Nous ne voulons pas de cette convergence par le bas entre les économies et les modèles sociaux de la France et de l'Allemagne. Non content de mettre les nations en concurrence, cette politique monte les habitants les uns contre les autres au sein de chacune d'elle. L'environnement idéologique en Europe et la montée des nationalismes en Autriche, en Hongrie, en Pologne doivent nous inciter à la vigilance.

Ce traité vise de nouveau à un rattachement plus fort à l'OTAN et à l'Europe de la défense. Lors de la négociation du traité de l'Élysée avec l'Allemagne, faut-il le rappeler, le général de Gaulle avait bataillé pour protéger notre souveraineté en excluant toute référence à l'Alliance atlantique. Le vote de la loi de programmation militaire, qui soumet notre pays à l'objectif des États-Unis de consacrer 2 % du PIB à la défense en 2022, ne suffisait-il pas ?

Pour notre part, nous nous rangeons du côté de l'indépendantisme français. Il nous semble inacceptable que, sous le prétexte d'une « coopération plus étroite » entre nos industries de défense, des technologies françaises soient transférées à l'Allemagne. Ce pays, censé être notre partenaire en la matière, préfère le matériel israélien à l'hélicoptère Tigre européen. Le constat est le même dans le secteur spatial : le gouvernement allemand n'accorde aucune priorité aux tirs spatiaux de la fusée commune. Vous faut-il des preuves supplémentaires du fantasme d'une coopération censée être réciproque ? Sans oublier que la course aux armements à laquelle conduit l'Europe de la défense accentue les tensions avec notre partenaire russe, plus qu'elle ne les apaise.
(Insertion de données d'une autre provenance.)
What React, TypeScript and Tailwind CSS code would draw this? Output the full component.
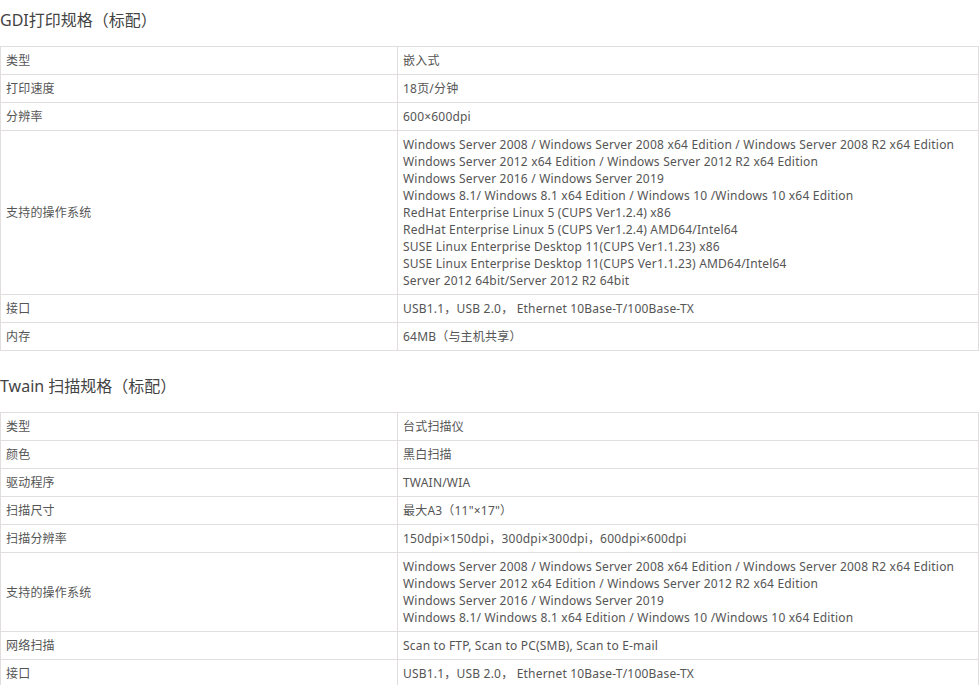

En mars dernier, la question du siège permanent au Conseil de sécurité avait agité nos discussions. Nous nous félicitons que cette question ait été clarifiée. Néanmoins, il est prévu que nous plaidions en faveur de l'admission de l'Allemagne en tant que membre permanent du Conseil de sécurité des Nations unies. Pourquoi ce pays et pas un autre ? Cette décision unilatérale n'est pas pourtant pas dénuée d'intérêts : ses conséquences pour nos positions politiques, diplomatiques et de défense sont réelles. Ne serait-il pas plus cohérent de faire entrer au Conseil un pays d'Amérique du Sud – ce continent n'y est pas représenté – ou encore l'Inde, où vit un septième de la population mondiale ? Ces questions sont tranchées sans nous, ni personne d'autre, alors qu'elles gagneraient à être débattues.

Venons-en au chapitre 4 du traité. La création de droits particuliers pour les régions frontalières porte une terrible atteinte aux principes d'unité, d'égalité et d'indivisibilité de la loi, pierres angulaires de notre République. En vertu de l'article 13 du traité, les collectivités territoriales frontalières pourraient devenir des zones franches dotées de « compétences appropriées » et de « ressources dédiées ».

Nous avons nos propres collectivités à statut particulier. Si nous voulons en créer d'autres, nous le déciderons nous-mêmes. L'Allemagne a son propre système : les Länder. Notre organisation territoriale est différente, et nous commettrions une grave erreur si nous remettions en cause la construction historique à l'origine de notre système.

En définitive, ce traité opère un recul qui affaiblira durablement notre pays, en entamant sa souveraineté et en foulant aux pieds les exigences sociales et environnementales plus que jamais nécessaires à notre époque.

Pour toutes ces raisons, nous exprimons notre désaccord complet avec ce traité. Nous vous invitons à y réfléchir, mes chers collègues, car vous aurez sans doute à répondre de ses conséquences.